I had done some homework, of course, by consulting the endless strings of plumbing posts on the French internet. I had drawn, for use down in the flat, an exploded diagram of the commonest model of French tap-headgear.

So, after further research and consultation with René, our neighbour, I found the stopcock in the street (useful things, as the dame found yesterday in the rue Sade), turned it to off, mounted to the second storey and started work. The taps were fossilised in a calcareous exoskeleton. Vinegar and a fair bit of prodding with a screwdriver removed enough incrustations to be able to unscrew the headgear. Nothing like the diagram. These worked more like the pistons in a Bflat cornet.

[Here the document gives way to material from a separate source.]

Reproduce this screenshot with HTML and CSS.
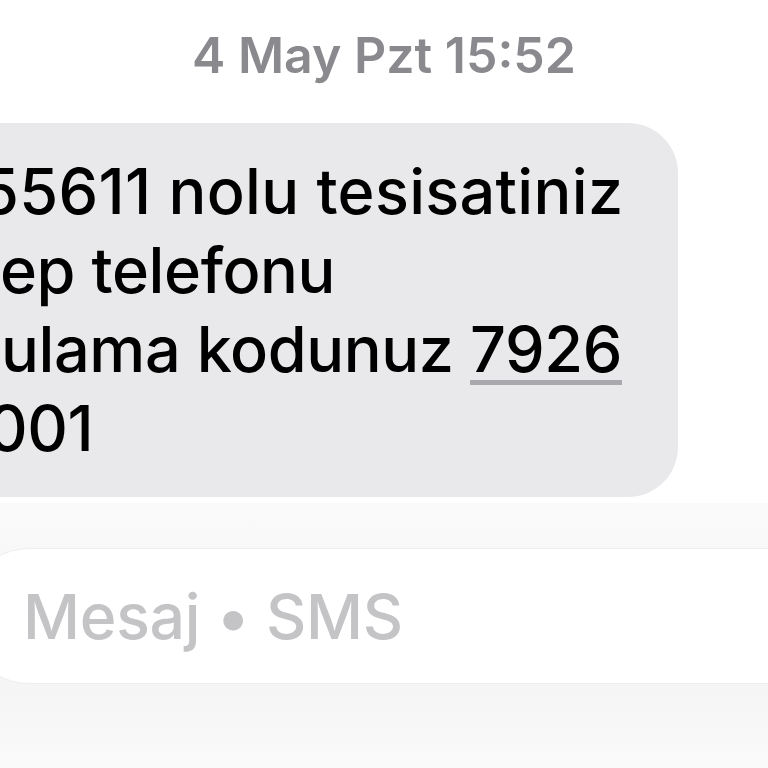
FILE: index.html
```html
<!DOCTYPE html>
<html lang="tr">
<head>
<meta charset="utf-8">
<title>Mesajlar</title>
<link rel="stylesheet" href="styles.css">
</head>
<body>
<div class="screen">
  <div class="timestamp">4 May Pzt 15:52</div>
  <div class="bubble">
    <div class="line l1">55611 nolu tesisatiniz</div>
    <div class="line l2">ep telefonu</div>
    <div class="line l3">ulama kodunuz <span class="code">7926</span></div>
    <div class="line l4">001</div>
  </div>
  <div class="composer">
    <div class="input"><span class="placeholder">Mesaj • SMS</span></div>
  </div>
</div>
</body>
</html>
```
FILE: styles.css
```css
html, body {
  margin: 0;
  padding: 0;
  background: #ffffff;
}
body {
  width: 768px;
  height: 768px;
  overflow: hidden;
  font-family: Inter, "Noto Sans", "Liberation Sans", sans-serif;
}
.screen {
  display: flex;
  flex-direction: column;
  height: 768px;
}
.timestamp {
  padding-top: 25px;
  height: 60px;
  line-height: 60px;
  font-size: 50px;
  font-weight: 600;
  color: #8a8a8e;
  text-align: center;
}
.bubble {
  margin-top: 38px;
  margin-left: -60px;
  width: 678px;
  padding: 29px 0 29px 60px;
  border-radius: 50px;
  background: #e9e9eb;
  overflow: hidden;
  font-size: 63px;
  font-weight: 500;
  letter-spacing: -0.4px;
  line-height: 79px;
  color: #000;
}
.line {
  white-space: nowrap;
}
.l1 { margin-left: -20px; letter-spacing: 0.3px; }
.l2 { margin-left: 0; }
.l3 { margin-left: 1px; }
.l4 { margin-left: -13px; }
.code {
  text-decoration: underline;
  text-decoration-color: #a9a9ad;
  text-decoration-thickness: 5px;
  text-underline-offset: 8px;
}
.composer {
  flex: 1;
  margin-top: 6px;
  padding-top: 45px;
  background: linear-gradient(#fafafa 0%, #f8f8f8 20%, #f5f5f5 70%, #fafafa 100%);
}
.input {
  margin-left: -38px;
  width: 900px;
  height: 134px;
  border: 1px solid #eeeeee;
  border-radius: 68px;
  background: #ffffff;
  display: flex;
  align-items: center;
  padding-left: 60px;
  box-sizing: content-box;
}
.placeholder {
  font-size: 62.5px;
  font-weight: 500;
  letter-spacing: -0.3px;
  color: #c4c4c6;
  white-space: nowrap;
}
```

Still, it was fairly clear how to take them apart, clean them with vinegar, put them together again, reinsert them, run down to the stopcock in the street, rush up in case there was a flood. No flood, but an undifferentiated dribble - whether the taps were open or shut. Ah, a washer problem.

I saw no reason to be worried, because I had been to the ironmongers the day before to check that they had a wide variety of washers. So I went down again, shut off the stopcock, ran upstairs again, undid the headgear, dried it, put it in my pocket and headed off for the ironmongers, next to the tramps sunning themselves in the bus station.

Naturally, they didn't have that kind of washer. So back to the flat to figure out a way of reusing the semi-perished washers. Tried them upside down (that works sometimes). New trip to stopcock, new undifferentiated dribble. Tried a different way of sticking them onto the headgear and lo and behold, taps now worked. Not enthusiastically, but less meanly than before. I think the main problem is the diameter of the pipe, which is different for both sinks.

Plumbing may give lead poisoning, etc. but it sure keeps you cardio-vascularly fit.